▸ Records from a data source
(begin)
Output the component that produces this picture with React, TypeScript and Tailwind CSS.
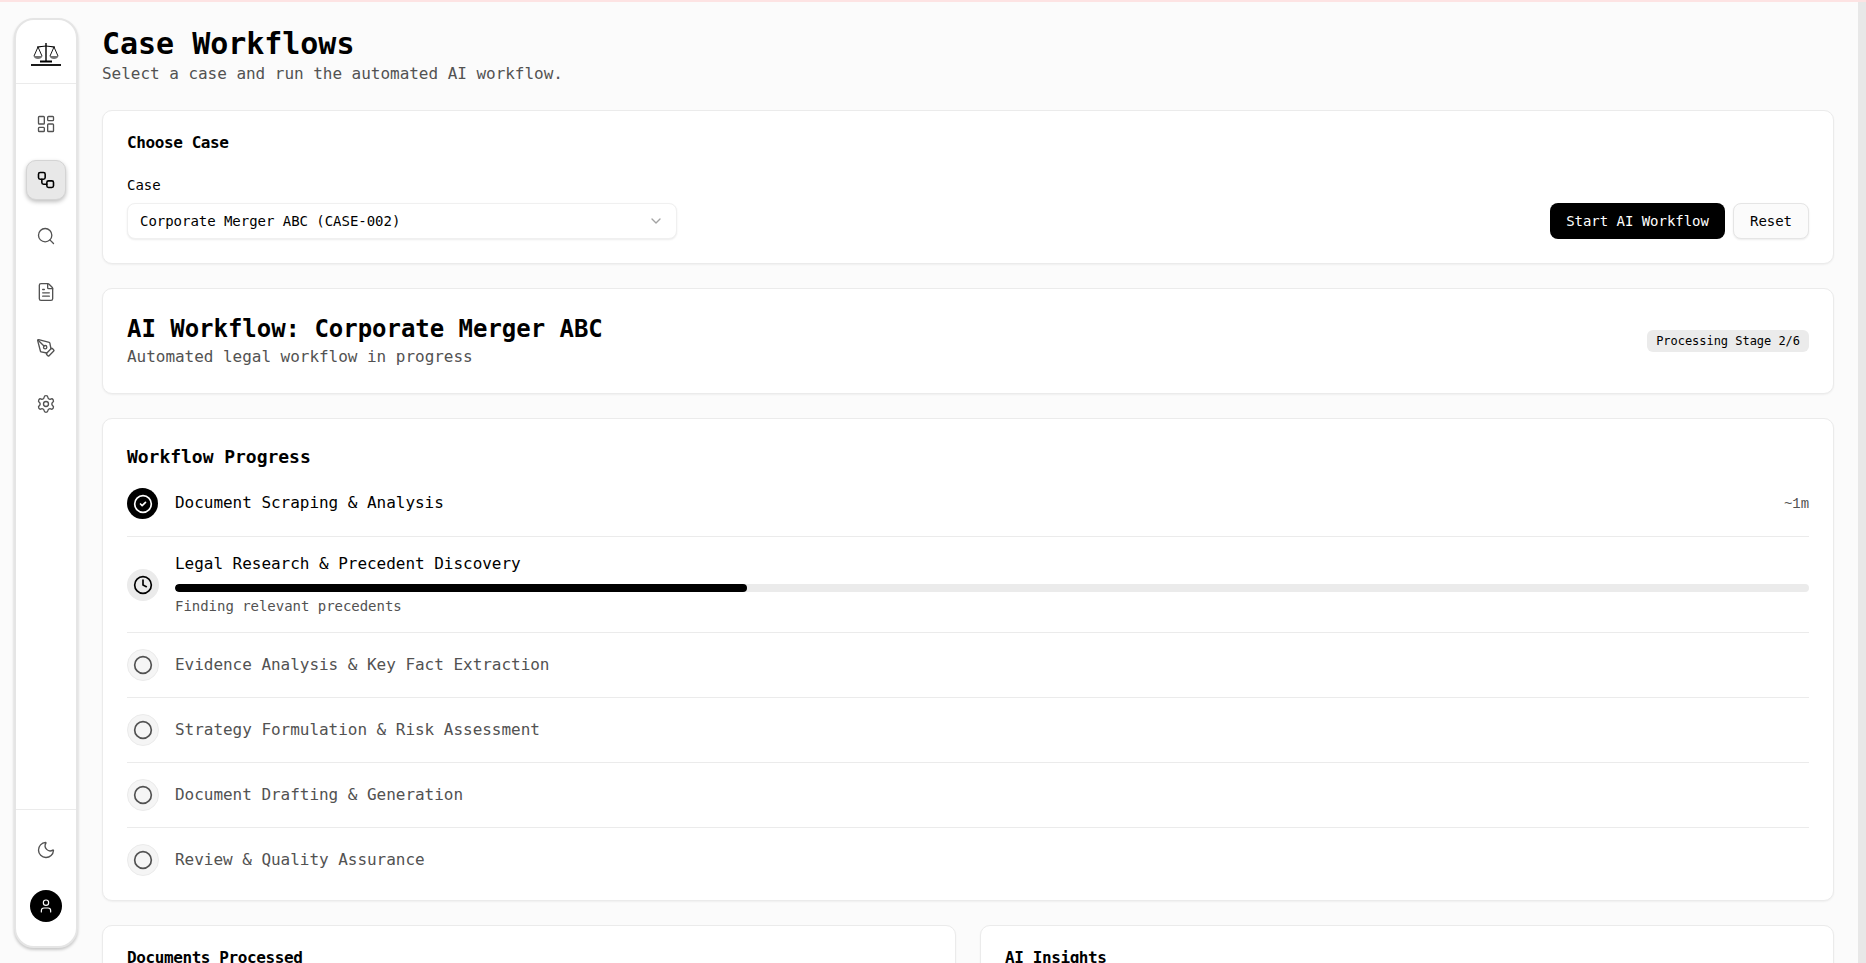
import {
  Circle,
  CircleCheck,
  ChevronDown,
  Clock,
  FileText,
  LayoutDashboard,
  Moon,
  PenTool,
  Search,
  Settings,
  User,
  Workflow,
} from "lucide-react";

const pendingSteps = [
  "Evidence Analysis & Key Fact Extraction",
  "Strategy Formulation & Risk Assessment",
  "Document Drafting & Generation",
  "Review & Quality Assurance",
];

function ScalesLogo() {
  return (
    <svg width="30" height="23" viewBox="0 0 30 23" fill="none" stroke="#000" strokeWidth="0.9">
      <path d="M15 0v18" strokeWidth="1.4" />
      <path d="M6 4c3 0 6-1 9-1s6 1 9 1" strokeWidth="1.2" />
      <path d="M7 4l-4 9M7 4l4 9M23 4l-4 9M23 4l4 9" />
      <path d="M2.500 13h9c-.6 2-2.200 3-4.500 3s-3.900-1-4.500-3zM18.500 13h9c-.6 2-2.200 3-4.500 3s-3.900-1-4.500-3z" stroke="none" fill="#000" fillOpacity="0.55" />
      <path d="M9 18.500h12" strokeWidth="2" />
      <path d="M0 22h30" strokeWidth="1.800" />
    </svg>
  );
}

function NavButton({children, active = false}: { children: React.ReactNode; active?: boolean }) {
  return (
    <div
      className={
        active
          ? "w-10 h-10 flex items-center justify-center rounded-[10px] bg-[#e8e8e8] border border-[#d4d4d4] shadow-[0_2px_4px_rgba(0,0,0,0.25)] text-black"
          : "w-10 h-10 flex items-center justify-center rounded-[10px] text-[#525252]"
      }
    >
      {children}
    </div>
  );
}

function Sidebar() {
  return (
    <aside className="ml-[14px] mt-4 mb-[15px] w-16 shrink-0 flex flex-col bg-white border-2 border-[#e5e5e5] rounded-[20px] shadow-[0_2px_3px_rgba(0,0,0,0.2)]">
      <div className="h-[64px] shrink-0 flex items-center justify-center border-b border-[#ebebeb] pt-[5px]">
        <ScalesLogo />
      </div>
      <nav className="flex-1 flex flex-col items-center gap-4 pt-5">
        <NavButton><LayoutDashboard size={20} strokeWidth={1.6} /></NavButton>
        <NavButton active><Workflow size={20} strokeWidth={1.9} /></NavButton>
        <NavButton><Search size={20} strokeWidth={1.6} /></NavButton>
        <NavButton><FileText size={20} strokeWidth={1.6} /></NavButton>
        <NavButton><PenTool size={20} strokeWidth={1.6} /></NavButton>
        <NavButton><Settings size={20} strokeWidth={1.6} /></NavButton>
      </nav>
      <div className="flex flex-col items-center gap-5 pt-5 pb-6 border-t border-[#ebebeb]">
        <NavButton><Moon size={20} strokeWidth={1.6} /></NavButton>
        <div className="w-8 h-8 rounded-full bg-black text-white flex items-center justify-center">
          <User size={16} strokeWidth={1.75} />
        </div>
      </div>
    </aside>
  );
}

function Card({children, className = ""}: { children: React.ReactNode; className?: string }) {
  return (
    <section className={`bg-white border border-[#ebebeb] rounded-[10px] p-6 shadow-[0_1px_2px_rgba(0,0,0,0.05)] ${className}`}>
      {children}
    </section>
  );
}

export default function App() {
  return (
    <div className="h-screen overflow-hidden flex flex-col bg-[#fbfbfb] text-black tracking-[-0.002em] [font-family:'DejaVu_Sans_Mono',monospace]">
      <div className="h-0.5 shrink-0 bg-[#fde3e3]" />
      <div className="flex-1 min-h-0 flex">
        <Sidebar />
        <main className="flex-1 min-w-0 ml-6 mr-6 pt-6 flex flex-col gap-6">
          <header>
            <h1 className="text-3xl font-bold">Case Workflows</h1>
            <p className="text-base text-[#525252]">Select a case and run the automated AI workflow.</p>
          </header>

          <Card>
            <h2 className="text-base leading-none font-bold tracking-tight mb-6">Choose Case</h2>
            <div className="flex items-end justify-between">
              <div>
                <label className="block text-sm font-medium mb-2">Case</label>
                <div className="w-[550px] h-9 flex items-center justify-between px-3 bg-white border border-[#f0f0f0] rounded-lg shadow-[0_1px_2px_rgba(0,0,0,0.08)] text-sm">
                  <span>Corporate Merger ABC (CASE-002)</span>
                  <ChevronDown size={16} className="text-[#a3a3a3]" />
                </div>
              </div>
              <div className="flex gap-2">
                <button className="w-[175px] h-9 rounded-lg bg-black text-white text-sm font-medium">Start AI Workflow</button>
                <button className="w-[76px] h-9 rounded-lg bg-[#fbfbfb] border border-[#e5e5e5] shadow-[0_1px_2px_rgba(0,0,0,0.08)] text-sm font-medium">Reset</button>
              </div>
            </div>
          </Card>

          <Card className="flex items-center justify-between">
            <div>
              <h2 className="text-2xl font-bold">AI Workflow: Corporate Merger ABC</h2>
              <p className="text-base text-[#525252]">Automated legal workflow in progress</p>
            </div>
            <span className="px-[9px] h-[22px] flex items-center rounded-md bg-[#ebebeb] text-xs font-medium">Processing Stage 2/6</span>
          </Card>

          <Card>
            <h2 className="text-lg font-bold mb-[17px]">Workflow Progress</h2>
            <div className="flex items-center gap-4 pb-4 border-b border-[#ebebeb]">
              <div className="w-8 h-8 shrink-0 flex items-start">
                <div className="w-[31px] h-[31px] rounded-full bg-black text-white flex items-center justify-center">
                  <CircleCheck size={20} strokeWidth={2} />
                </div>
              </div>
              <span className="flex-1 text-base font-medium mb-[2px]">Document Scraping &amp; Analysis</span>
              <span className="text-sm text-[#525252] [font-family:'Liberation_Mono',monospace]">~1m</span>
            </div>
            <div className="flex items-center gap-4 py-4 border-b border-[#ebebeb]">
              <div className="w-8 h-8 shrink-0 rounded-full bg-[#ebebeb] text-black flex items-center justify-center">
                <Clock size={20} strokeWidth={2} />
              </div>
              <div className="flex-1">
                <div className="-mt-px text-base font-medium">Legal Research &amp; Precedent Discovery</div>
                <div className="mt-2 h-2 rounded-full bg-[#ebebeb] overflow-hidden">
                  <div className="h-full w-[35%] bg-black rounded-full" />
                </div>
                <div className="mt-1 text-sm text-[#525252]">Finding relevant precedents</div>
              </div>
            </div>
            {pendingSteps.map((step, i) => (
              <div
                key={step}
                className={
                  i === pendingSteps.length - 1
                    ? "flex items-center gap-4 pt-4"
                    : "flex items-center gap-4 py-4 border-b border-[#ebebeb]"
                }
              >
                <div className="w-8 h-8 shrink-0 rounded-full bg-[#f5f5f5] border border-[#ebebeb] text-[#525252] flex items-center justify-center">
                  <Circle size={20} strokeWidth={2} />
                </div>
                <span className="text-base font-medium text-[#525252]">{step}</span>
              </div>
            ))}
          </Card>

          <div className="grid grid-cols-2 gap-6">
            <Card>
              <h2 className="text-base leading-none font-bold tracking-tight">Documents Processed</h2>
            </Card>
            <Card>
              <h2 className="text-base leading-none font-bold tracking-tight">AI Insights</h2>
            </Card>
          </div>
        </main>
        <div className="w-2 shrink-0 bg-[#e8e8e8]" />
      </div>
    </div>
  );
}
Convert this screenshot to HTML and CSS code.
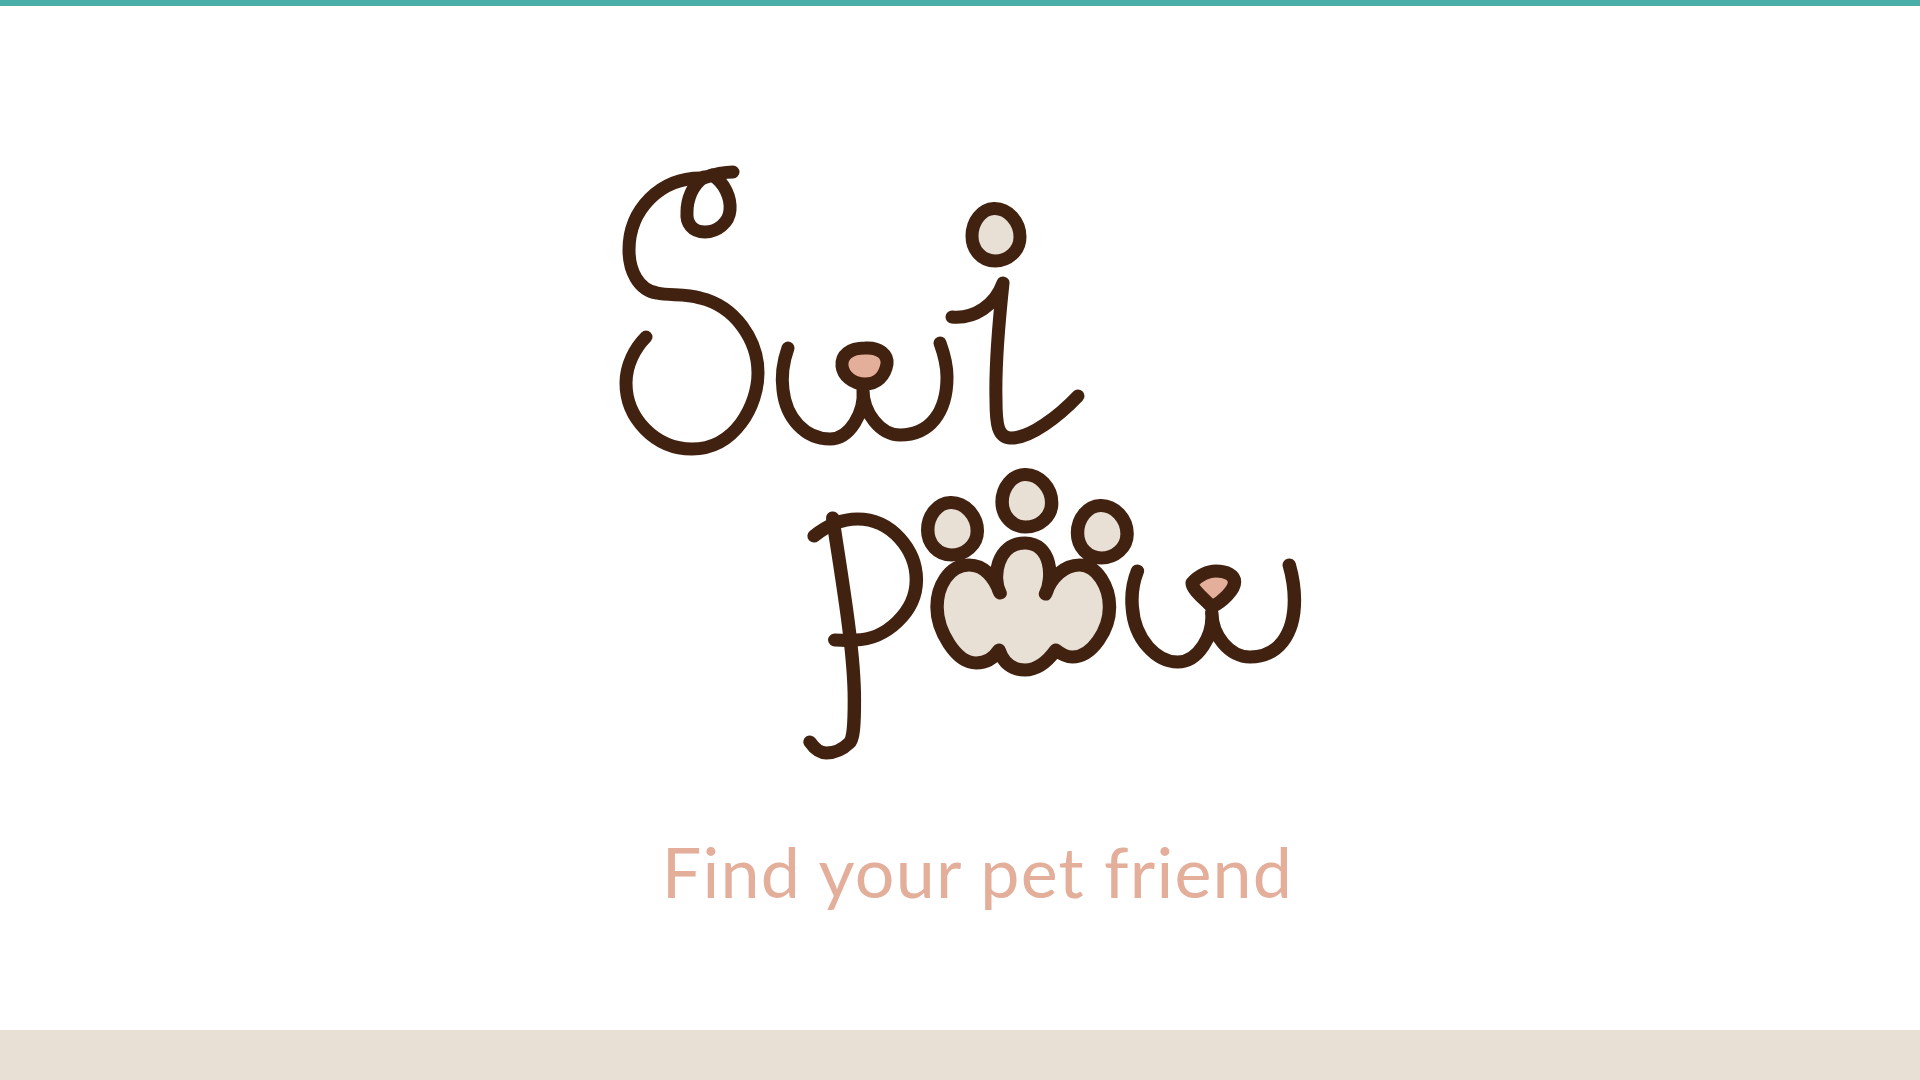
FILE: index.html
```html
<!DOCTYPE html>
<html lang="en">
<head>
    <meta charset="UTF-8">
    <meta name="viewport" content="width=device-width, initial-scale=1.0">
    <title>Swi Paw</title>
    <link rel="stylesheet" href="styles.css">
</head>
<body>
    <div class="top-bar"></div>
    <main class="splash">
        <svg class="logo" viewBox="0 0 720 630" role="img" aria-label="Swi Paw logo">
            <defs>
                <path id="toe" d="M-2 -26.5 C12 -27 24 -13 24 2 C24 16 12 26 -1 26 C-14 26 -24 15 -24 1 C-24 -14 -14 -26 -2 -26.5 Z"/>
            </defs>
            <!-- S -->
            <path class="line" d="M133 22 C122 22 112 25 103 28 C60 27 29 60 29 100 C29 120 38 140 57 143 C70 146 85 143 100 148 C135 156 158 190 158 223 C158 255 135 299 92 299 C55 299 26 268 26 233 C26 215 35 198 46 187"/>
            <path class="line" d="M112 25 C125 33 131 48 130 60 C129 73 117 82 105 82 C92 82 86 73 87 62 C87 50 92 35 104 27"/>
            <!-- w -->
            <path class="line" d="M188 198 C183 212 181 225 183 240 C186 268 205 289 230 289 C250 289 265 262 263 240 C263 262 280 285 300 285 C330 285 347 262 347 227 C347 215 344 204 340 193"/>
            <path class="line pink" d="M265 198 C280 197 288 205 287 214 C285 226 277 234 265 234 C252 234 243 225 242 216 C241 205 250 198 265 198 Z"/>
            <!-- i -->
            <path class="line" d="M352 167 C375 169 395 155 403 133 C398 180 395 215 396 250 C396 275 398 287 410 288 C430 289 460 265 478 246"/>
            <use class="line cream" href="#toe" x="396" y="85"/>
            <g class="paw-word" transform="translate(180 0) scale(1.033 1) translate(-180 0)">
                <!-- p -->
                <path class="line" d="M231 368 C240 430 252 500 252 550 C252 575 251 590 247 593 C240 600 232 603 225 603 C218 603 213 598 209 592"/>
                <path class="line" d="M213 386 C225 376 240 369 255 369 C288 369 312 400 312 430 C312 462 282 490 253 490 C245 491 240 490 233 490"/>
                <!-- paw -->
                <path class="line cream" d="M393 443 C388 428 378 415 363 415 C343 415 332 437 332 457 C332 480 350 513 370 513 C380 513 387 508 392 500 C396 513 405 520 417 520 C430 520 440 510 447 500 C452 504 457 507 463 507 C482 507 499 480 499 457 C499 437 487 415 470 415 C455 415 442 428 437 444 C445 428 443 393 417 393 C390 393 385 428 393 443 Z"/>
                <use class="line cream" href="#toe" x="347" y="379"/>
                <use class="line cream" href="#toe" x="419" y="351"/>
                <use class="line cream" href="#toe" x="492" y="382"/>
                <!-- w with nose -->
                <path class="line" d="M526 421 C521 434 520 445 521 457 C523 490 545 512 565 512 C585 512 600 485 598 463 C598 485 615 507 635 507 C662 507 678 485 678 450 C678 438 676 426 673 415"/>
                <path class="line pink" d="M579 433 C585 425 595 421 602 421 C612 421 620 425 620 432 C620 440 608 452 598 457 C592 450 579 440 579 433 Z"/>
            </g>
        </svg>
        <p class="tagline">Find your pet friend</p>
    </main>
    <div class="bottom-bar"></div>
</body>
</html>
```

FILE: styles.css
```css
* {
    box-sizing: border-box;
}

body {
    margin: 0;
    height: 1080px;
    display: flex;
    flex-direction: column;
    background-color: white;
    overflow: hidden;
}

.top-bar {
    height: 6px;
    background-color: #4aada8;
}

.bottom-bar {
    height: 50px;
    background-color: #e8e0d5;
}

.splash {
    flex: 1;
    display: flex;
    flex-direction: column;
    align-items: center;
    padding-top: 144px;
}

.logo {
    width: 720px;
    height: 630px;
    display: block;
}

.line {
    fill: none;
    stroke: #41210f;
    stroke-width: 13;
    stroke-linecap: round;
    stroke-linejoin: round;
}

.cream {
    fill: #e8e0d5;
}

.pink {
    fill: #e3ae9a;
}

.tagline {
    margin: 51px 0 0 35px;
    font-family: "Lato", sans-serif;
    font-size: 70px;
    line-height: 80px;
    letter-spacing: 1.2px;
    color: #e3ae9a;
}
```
(end)
Write out each line of the data that holds the string "with".

▸ The response
Output the component that produces this picture with React, TypeScript and Tailwind CSS.
                <!-- w with nose -->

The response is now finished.